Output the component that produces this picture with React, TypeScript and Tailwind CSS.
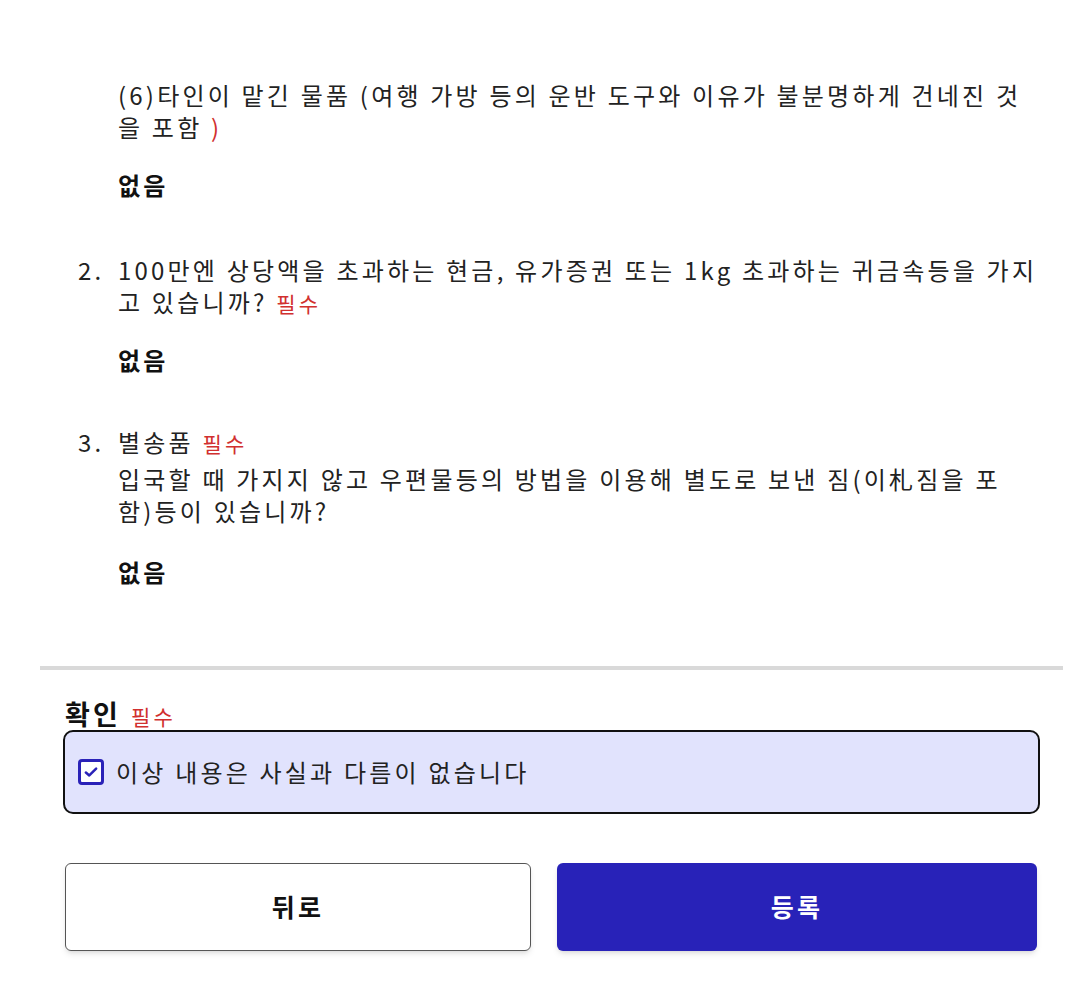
import React from "react";

const Required = ({ className = "" }: { className?: string }) => (
  <span className={`text-[#d1302f] text-[21px] leading-[1] ${className}`}>필수</span>
);

const Answer = ({ className = "mt-[26px]" }: { className?: string }) => (
  <p className={`font-bold text-[24px] leading-[32px] text-[#111] ${className}`}>없음</p>
);

function App() {
  return (
    <div className="min-h-screen bg-white text-[#222] tracking-[3.2px] font-['Noto_Sans_CJK_KR','Noto_Sans',sans-serif]">
      <div className="pt-[79px] pl-[118px] pr-[10px] text-[24px] leading-[32px]">
        <p>
          (6)타인이 맡긴 물품 (여행 가방 등의 운반 도구와 이유가 불분명하게 건네진 것<br />
          을 포함 <span className="text-[#d1302f]">)</span>
        </p>
        <Answer />
      </div>

      <ol className="pl-[78px] pr-[10px] text-[24px] leading-[32px]">
        <li className="mt-[53px] flex">
          <span className="w-[40px] shrink-0">2.</span>
          <div>
            <p>
              100만엔 상당액을 초과하는 현금, 유가증권 또는 1kg 초과하는 귀금속등을 가지<br />
              고 있습니까? <Required />
            </p>
            <Answer />
          </div>
        </li>
        <li className="mt-[50px] flex">
          <span className="w-[40px] shrink-0">3.</span>
          <div>
            <p>
              별송품 <Required />
            </p>
            <p className="mt-[5px]">
              입국할 때 가지지 않고 우편물등의 방법을 이용해 별도로 보낸 짐(이札짐을 포<br />
              함)등이 있습니까?
            </p>
            <Answer className="mt-[29px]" />
          </div>
        </li>
      </ol>

      <div className="mt-[78px] ml-[40px] w-[1023px] h-[4px] bg-[#d9d9d9]" />

      <div className="pl-[63px] pr-[30px]">
        <div className="mt-[29px] pl-[2px] flex items-baseline gap-[10px]">
          <span className="font-bold text-[27px] leading-[30px] text-[#111]">확인</span>
          <Required />
        </div>
        <label className="mt-[1px] flex items-center gap-[12px] w-[977px] h-[84px] px-[13px] rounded-[10px] border-[2.5px] border-[#111] bg-[#e1e3fd]">
          <span className="w-[26px] h-[26px] rounded-[4px] border-[3px] border-[#2a22b8] bg-white flex items-center justify-center">
            <svg width="16" height="16" viewBox="0 0 14 14" fill="none">
              <path d="M2.5 7.5 L5.5 10 L11.5 4" stroke="#2a22b8" strokeWidth="2.2" strokeLinecap="round" strokeLinejoin="round" />
            </svg>
          </span>
          <span className="text-[24px] text-[#222]">이상 내용은 사실과 다름이 없습니다</span>
        </label>
      </div>

      <div className="mt-[49px] ml-[65px] flex gap-[26px]">
        <button className="w-[466px] h-[88px] rounded-[6px] border-[1.5px] border-[#555] bg-white shadow-md text-[25px] font-bold text-[#111]">
          뒤로
        </button>
        <button className="w-[480px] h-[88px] rounded-[6px] bg-[#2822b8] shadow-md text-[25px] font-bold text-white">
          등록
        </button>
      </div>
    </div>
  );
}

export default App;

▶ _Exercise description_
The data above should be repeated exactly, minus any pictures.

▶ _The solution_
Output the component that produces this picture with React, TypeScript and Tailwind CSS.
import React from "react";

const Required = ({ className = "" }: { className?: string }) => (
  <span className={`text-[#d1302f] text-[21px] leading-[1] ${className}`}>필수</span>
);

const Answer = ({ className = "mt-[26px]" }: { className?: string }) => (
  <p className={`font-bold text-[24px] leading-[32px] text-[#111] ${className}`}>없음</p>
);

function App() {
  return (
    <div className="min-h-screen bg-white text-[#222] tracking-[3.2px] font-['Noto_Sans_CJK_KR','Noto_Sans',sans-serif]">
      <div className="pt-[79px] pl-[118px] pr-[10px] text-[24px] leading-[32px]">
        <p>
          (6)타인이 맡긴 물품 (여행 가방 등의 운반 도구와 이유가 불분명하게 건네진 것<br />
          을 포함 <span className="text-[#d1302f]">)</span>
        </p>
        <Answer />
      </div>

      <ol className="pl-[78px] pr-[10px] text-[24px] leading-[32px]">
        <li className="mt-[53px] flex">
          <span className="w-[40px] shrink-0">2.</span>
          <div>
            <p>
              100만엔 상당액을 초과하는 현금, 유가증권 또는 1kg 초과하는 귀금속등을 가지<br />
              고 있습니까? <Required />
            </p>
            <Answer />
          </div>
        </li>
        <li className="mt-[50px] flex">
          <span className="w-[40px] shrink-0">3.</span>
          <div>
            <p>
              별송품 <Required />
            </p>
            <p className="mt-[5px]">
              입국할 때 가지지 않고 우편물등의 방법을 이용해 별도로 보낸 짐(이札짐을 포<br />
              함)등이 있습니까?
            </p>
            <Answer className="mt-[29px]" />
          </div>
        </li>
      </ol>

      <div className="mt-[78px] ml-[40px] w-[1023px] h-[4px] bg-[#d9d9d9]" />

      <div className="pl-[63px] pr-[30px]">
        <div className="mt-[29px] pl-[2px] flex items-baseline gap-[10px]">
          <span className="font-bold text-[27px] leading-[30px] text-[#111]">확인</span>
          <Required />
        </div>
        <label className="mt-[1px] flex items-center gap-[12px] w-[977px] h-[84px] px-[13px] rounded-[10px] border-[2.5px] border-[#111] bg-[#e1e3fd]">
          <span className="w-[26px] h-[26px] rounded-[4px] border-[3px] border-[#2a22b8] bg-white flex items-center justify-center">
            <svg width="16" height="16" viewBox="0 0 14 14" fill="none">
              <path d="M2.5 7.5 L5.5 10 L11.5 4" stroke="#2a22b8" strokeWidth="2.2" strokeLinecap="round" strokeLinejoin="round" />
            </svg>
          </span>
          <span className="text-[24px] text-[#222]">이상 내용은 사실과 다름이 없습니다</span>
        </label>
      </div>

      <div className="mt-[49px] ml-[65px] flex gap-[26px]">
        <button className="w-[466px] h-[88px] rounded-[6px] border-[1.5px] border-[#555] bg-white shadow-md text-[25px] font-bold text-[#111]">
          뒤로
        </button>
        <button className="w-[480px] h-[88px] rounded-[6px] bg-[#2822b8] shadow-md text-[25px] font-bold text-white">
          등록
        </button>
      </div>
    </div>
  );
}

export default App;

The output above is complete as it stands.